> **Source material**:
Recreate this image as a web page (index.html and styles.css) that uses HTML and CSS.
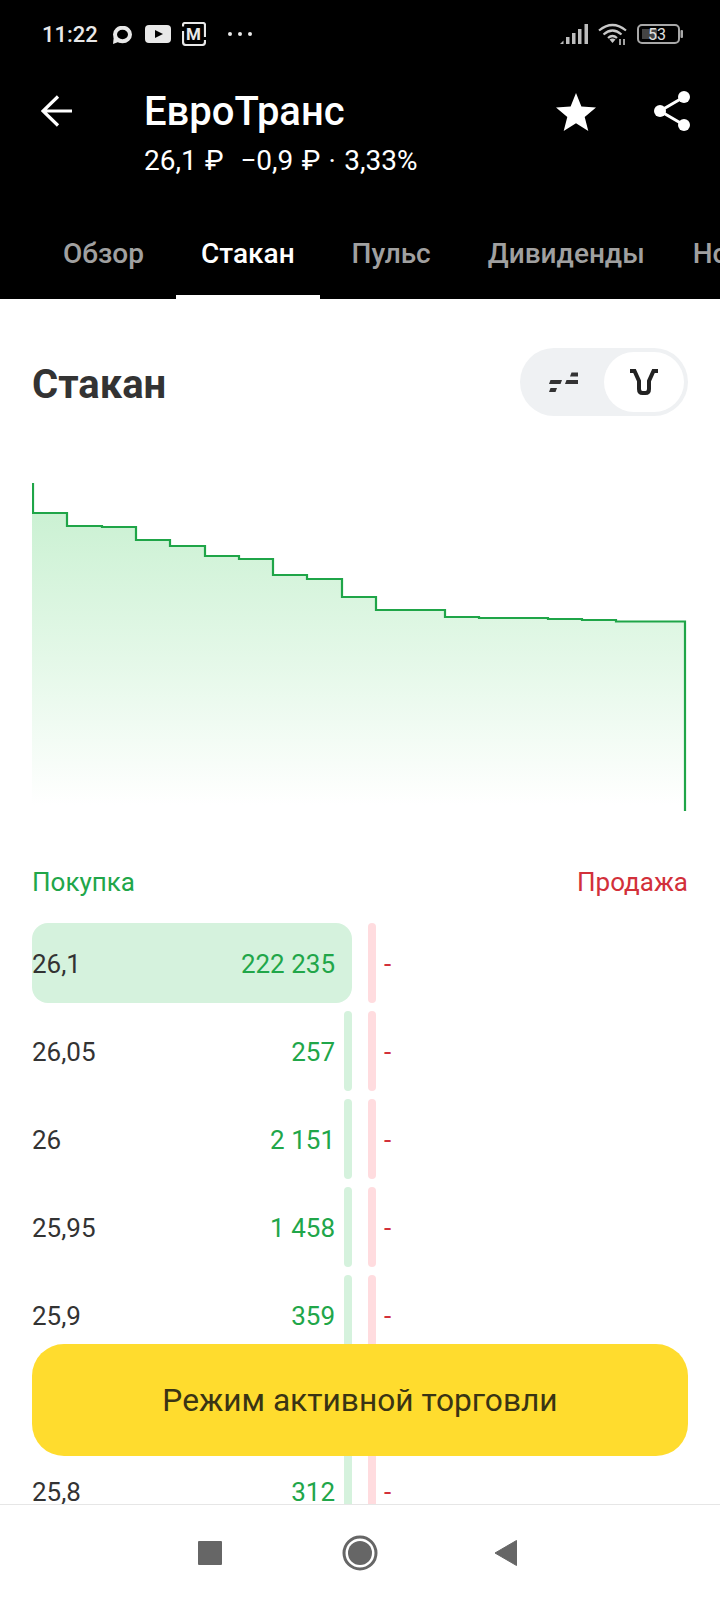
FILE: index.html
```html
<!DOCTYPE html>
<html lang="ru">
<head>
    <meta charset="UTF-8">
    <title>ЕвроТранс</title>
    <link rel="stylesheet" href="styles.css">
</head>
<body>
    <div class="screen">
        <header class="header">
            <div class="status-bar">
                <div class="status-group">
                    <span class="clock">11:22</span>
                    <svg class="st-chat" width="20" height="18" viewBox="0 0 20 18"><ellipse cx="10.500" cy="8.500" rx="7.500" ry="6.800" fill="none" stroke="#e8e8e8" stroke-width="4"/><path d="M1 18 L2 9 L9 15 Z" fill="#e8e8e8"/></svg>
                    <svg class="st-yt" width="26" height="18" viewBox="0 0 26 18"><rect width="26" height="18" rx="4" fill="#e8e8e8"/><path d="M10 5 L18 9 L10 13 Z" fill="#000"/></svg>
                    <svg class="st-m" width="24" height="24" viewBox="0 0 24 24"><path d="M1 4.500 V3 Q1 1 3 1 H21 Q23 1 23 3 V15" fill="none" stroke="#e8e8e8" stroke-width="2.200"/><path d="M1 9 V20 Q1 23 4 23 H20 Q23 23 23 20 V18" fill="none" stroke="#e8e8e8" stroke-width="2.200"/><text x="11.500" y="17.500" class="st-m-text" text-anchor="middle">М</text></svg>
                    <div class="st-dots"><i></i><i></i><i></i></div>
                </div>
                <div class="status-group status-right">
                    <svg width="28" height="20" viewBox="0 0 28 20" fill="#bdbdbd"><path d="M0 20 L3.500 16.500 V20 Z"/><rect x="6" y="13" width="3.500" height="7"/><rect x="12" y="9" width="3.500" height="11"/><rect x="18" y="5" width="3.500" height="15"/><rect x="24.500" y="0" width="3.500" height="20"/></svg>
                    <svg width="29" height="22" viewBox="0 0 29 22" fill="none" stroke="#c8c8c8" stroke-width="2.200"><path d="M1 7.500 Q14.500 -3.500 28 7.500"/><path d="M5.500 11.500 Q14.500 3.500 23.500 11.500"/><path d="M10 15 Q14.500 11 19 15"/><path d="M14.500 20 L11.500 16.500 Q14.500 14.500 17.500 16.500 Z" fill="#c8c8c8" stroke="none"/><path d="M22 16 V22 M26 16 V22" stroke-width="1.600"/></svg>
                    <svg width="46" height="20" viewBox="0 0 46 20"><rect x="1" y="1" width="41" height="18" rx="4" fill="none" stroke="#a8a8a8" stroke-width="2"/><rect x="5" y="5" width="15" height="10" fill="#444"/><rect x="43.500" y="6" width="2.500" height="8" rx="1" fill="#a8a8a8"/><text x="20" y="15.500" class="batt-text" text-anchor="middle">53</text></svg>
                </div>
            </div>

            <div class="toolbar">
                <svg class="back" width="32" height="32" viewBox="0 0 32 32" fill="none" stroke="#fff" stroke-width="3.200"><path d="M31 16 H2 M17 1.500 L2 16 L17 30.500"/></svg>
                <div class="ticker">
                    <div class="ticker-name">ЕвроТранс</div>
                    <div class="ticker-price">26,1 ₽ &nbsp;−0,9 ₽ · 3,33%</div>
                </div>
                <svg class="star" width="40" height="38" viewBox="0 0 40 38"><path d="M20 0 L25.400 13.600 L40 14.600 L28.700 24 L32.300 38 L20 30.200 L7.700 38 L11.300 24 L0 14.600 L14.600 13.600 Z" fill="#fff"/></svg>
                <svg class="share" width="36" height="40" viewBox="0 0 36 40"><path d="M30 6 L6 20 L30 34" fill="none" stroke="#fff" stroke-width="3"/><circle cx="30" cy="6" r="6" fill="#fff"/><circle cx="6" cy="20" r="6" fill="#fff"/><circle cx="30" cy="34" r="6" fill="#fff"/></svg>
            </div>

            <nav class="tabs">
                <div class="tab">Обзор</div>
                <div class="tab active">Стакан</div>
                <div class="tab">Пульс</div>
                <div class="tab">Дивиденды</div>
                <div class="tab">Новости</div>
            </nav>
        </header>

        <main class="content">
            <div class="section-head">
                <h1>Стакан</h1>
                <div class="toggle">
                    <div class="toggle-item">
                        <svg width="30" height="20" viewBox="0 0 30 20" fill="#333"><path d="M1.500 8 H13 L11.500 12 H0 Z"/><path d="M1.500 16 H8 L6.500 20 H0 Z"/><path d="M17.500 8 H29 V12 H16 Z"/><path d="M22.500 0.500 H29 V4.500 H21 Z"/></svg>
                    </div>
                    <div class="toggle-item on">
                        <svg width="30" height="28" viewBox="0 0 30 28" fill="none" stroke="#222" stroke-width="4"><path d="M1 3 H5.500 L10 13 V21 Q10 25 13.500 25 H16.500 Q20 25 20 21 V13 L24.500 3 H29"/></svg>
                    </div>
                </div>
            </div>

            <svg class="chart" width="656" height="350" viewBox="32 470 656 350">
                <defs>
                    <linearGradient id="depthFill" x1="0" y1="0" x2="0" y2="1">
                        <stop offset="0" stop-color="#cbf1d3"/>
                        <stop offset="0.500" stop-color="#e4f8e8"/>
                        <stop offset="1" stop-color="#ffffff"/>
                    </linearGradient>
                </defs>
                <path d="M32 513 H67 V526 H102 V527 H136 V540 H170 V546 H205 V556 H239 V559 H273 V575 H307 V579 H342 V597 H376 V610 H445 V617 H479 V618 H548 V619 H582 V620 H616 V621.500 H685 V805 H32 Z" fill="url(#depthFill)"/>
                <path d="M33 483 V513 H67 V526 H102 V527 H136 V540 H170 V546 H205 V556 H239 V559 H273 V575 H307 V579 H342 V597 H376 V610 H445 V617 H479 V618 H548 V619 H582 V620 H616 V621.500 H685 V811" fill="none" stroke="#1fa548" stroke-width="2.200"/>
            </svg>

            <div class="side-labels">
                <span class="buy-label">Покупка</span>
                <span class="sell-label">Продажа</span>
            </div>

            <div class="book">
                <div class="row">
                    <div class="buy"><div class="depth full"></div><span class="price">26,1</span><span class="qty">222 235</span></div>
                    <div class="sell-bar"></div><span class="sell-qty">-</span>
                </div>
                <div class="row">
                    <div class="buy"><div class="depth"></div><span class="price">26,05</span><span class="qty">257</span></div>
                    <div class="sell-bar"></div><span class="sell-qty">-</span>
                </div>
                <div class="row">
                    <div class="buy"><div class="depth"></div><span class="price">26</span><span class="qty">2 151</span></div>
                    <div class="sell-bar"></div><span class="sell-qty">-</span>
                </div>
                <div class="row">
                    <div class="buy"><div class="depth"></div><span class="price">25,95</span><span class="qty">1 458</span></div>
                    <div class="sell-bar"></div><span class="sell-qty">-</span>
                </div>
                <div class="row">
                    <div class="buy"><div class="depth"></div><span class="price">25,9</span><span class="qty">359</span></div>
                    <div class="sell-bar"></div><span class="sell-qty">-</span>
                </div>
                <div class="row">
                    <div class="buy"><div class="depth"></div></div>
                    <div class="sell-bar"></div>
                </div>
                <div class="row">
                    <div class="buy"><div class="depth"></div><span class="price">25,8</span><span class="qty">312</span></div>
                    <div class="sell-bar"></div><span class="sell-qty">-</span>
                </div>
            </div>
        </main>

        <button class="trade-btn">Режим активной торговли</button>

        <footer class="nav-bar">
            <svg width="40" height="40" viewBox="0 0 40 40"><rect x="8" y="8" width="24" height="24" rx="1" fill="#666"/></svg>
            <svg width="40" height="40" viewBox="0 0 40 40"><circle cx="20" cy="20" r="16" fill="none" stroke="#666" stroke-width="3"/><circle cx="20" cy="20" r="12" fill="#666"/></svg>
            <svg width="40" height="40" viewBox="0 0 40 40"><path d="M5 20 L26.500 7.500 V32.500 Z" fill="#666" stroke="#666" stroke-linejoin="round"/></svg>
        </footer>
    </div>
</body>
</html>
```

FILE: styles.css
```css
* {
    box-sizing: border-box;
}

html, body {
    margin: 0;
    padding: 0;
    background: #fff;
}

.screen {
    position: relative;
    width: 720px;
    height: 1600px;
    display: flex;
    flex-direction: column;
    overflow: hidden;
    font-family: Roboto, "Noto Sans", sans-serif;
    color: #333;
}

/* header */

.header {
    background: #000;
    color: #fff;
}

.status-bar {
    height: 68px;
    padding: 0 37px 0 42px;
    display: flex;
    align-items: center;
    justify-content: space-between;
}

.status-group {
    display: flex;
    align-items: center;
}

.status-right {
    gap: 10px;
}

.clock {
    font-size: 22px;
    font-weight: 500;
    color: #e8e8e8;
}

.st-chat {
    margin-left: 14px;
    margin-top: 2px;
}

.st-yt {
    margin-left: 13px;
}

.st-m {
    margin-left: 11px;
}

.st-m-text {
    font-family: Roboto, sans-serif;
    font-size: 17px;
    font-weight: 700;
    fill: #e8e8e8;
}

.st-dots {
    margin-left: 22px;
    display: flex;
    gap: 6px;
}

.st-dots i {
    width: 4px;
    height: 4px;
    border-radius: 50%;
    background: #e8e8e8;
}

.batt-text {
    font-family: Roboto, sans-serif;
    font-size: 16px;
    fill: #e0e0e0;
}

.toolbar {
    height: 139px;
    padding: 0 30px 0 41px;
    display: flex;
    align-items: flex-start;
}

.back {
    margin-top: 27px;
}

.ticker {
    flex: 1;
    margin-left: 71px;
    padding-top: 21px;
}

.ticker-name {
    font-size: 40px;
    line-height: 46px;
    font-weight: 500;
}

.ticker-price {
    margin-top: 10px;
    font-size: 28px;
    line-height: 32px;
    word-spacing: 1.4px;
}

.star {
    margin-top: 25px;
}

.share {
    margin-top: 23px;
    margin-left: 58px;
}

.tabs {
    height: 92px;
    padding-left: 38px;
    display: flex;
    gap: 7px;
    white-space: nowrap;
}

.tab {
    position: relative;
    flex: none;
    padding: 0 25px;
    display: flex;
    align-items: center;
    font-size: 28px;
    font-weight: 500;
    color: #a0a0a0;
}

.tab:last-child {
    margin-left: -9px;
}

.tab.active {
    color: #fff;
}

.tab.active::after {
    content: "";
    position: absolute;
    left: 0;
    right: 0;
    bottom: 0;
    height: 4px;
    background: #fff;
}

/* content */

.content {
    flex: 1;
    min-height: 0;
    overflow: hidden;
    padding: 49px 32px 0;
}

.section-head {
    display: flex;
    align-items: center;
    justify-content: space-between;
}

.section-head h1 {
    margin: 4px 0 0;
    font-size: 40px;
    font-weight: 700;
    color: #333;
}

.toggle {
    width: 168px;
    height: 68px;
    padding: 4px;
    display: flex;
    border-radius: 34px;
    background: #eff1f3;
}

.toggle-item {
    flex: 1;
    display: flex;
    align-items: center;
    justify-content: center;
    border-radius: 30px;
}

.toggle-item.on {
    background: #fff;
}

.chart {
    display: block;
    margin-top: 54px;
}

.side-labels {
    margin-top: 48px;
    display: flex;
    justify-content: space-between;
    font-size: 26px;
    line-height: 28px;
}

.buy-label {
    color: #21a649;
}

.sell-label {
    color: #d2303a;
}

.book {
    margin-top: 27px;
    display: flex;
    flex-direction: column;
    gap: 8px;
}

.row {
    height: 80px;
    flex: none;
    display: flex;
    align-items: center;
    font-size: 26px;
}

.buy {
    position: relative;
    width: 320px;
    height: 100%;
    padding: 2px 17px 0 0;
    display: flex;
    align-items: center;
    justify-content: space-between;
}

.depth {
    position: absolute;
    top: 0;
    right: 0;
    bottom: 0;
    width: 8px;
    border-radius: 4px;
    background: #d5f2dd;
}

.depth.full {
    width: 100%;
    border-radius: 16px;
}

.price {
    position: relative;
    color: #333;
}

.qty {
    position: relative;
    color: #21a649;
}

.sell-bar {
    width: 8px;
    height: 100%;
    margin-left: 16px;
    border-radius: 4px;
    background: #ffdcdf;
}

.sell-qty {
    margin: 2px 0 0 8px;
    color: #d2303a;
}

.trade-btn {
    position: absolute;
    left: 32px;
    top: 1344px;
    width: 656px;
    height: 112px;
    border: none;
    border-radius: 32px;
    background: #ffdc2e;
    font-family: inherit;
    font-size: 31.7px;
    color: #3a3414;
}

.nav-bar {
    height: 96px;
    flex: none;
    padding-left: 190px;
    display: flex;
    align-items: center;
    gap: 110px;
    background: #fff;
    border-top: 1px solid #e6e6e6;
}
```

> **Goal of the exercise**:
Determine the number of lines where the string "styles" occurs, and give that number only.

> **The output**:
3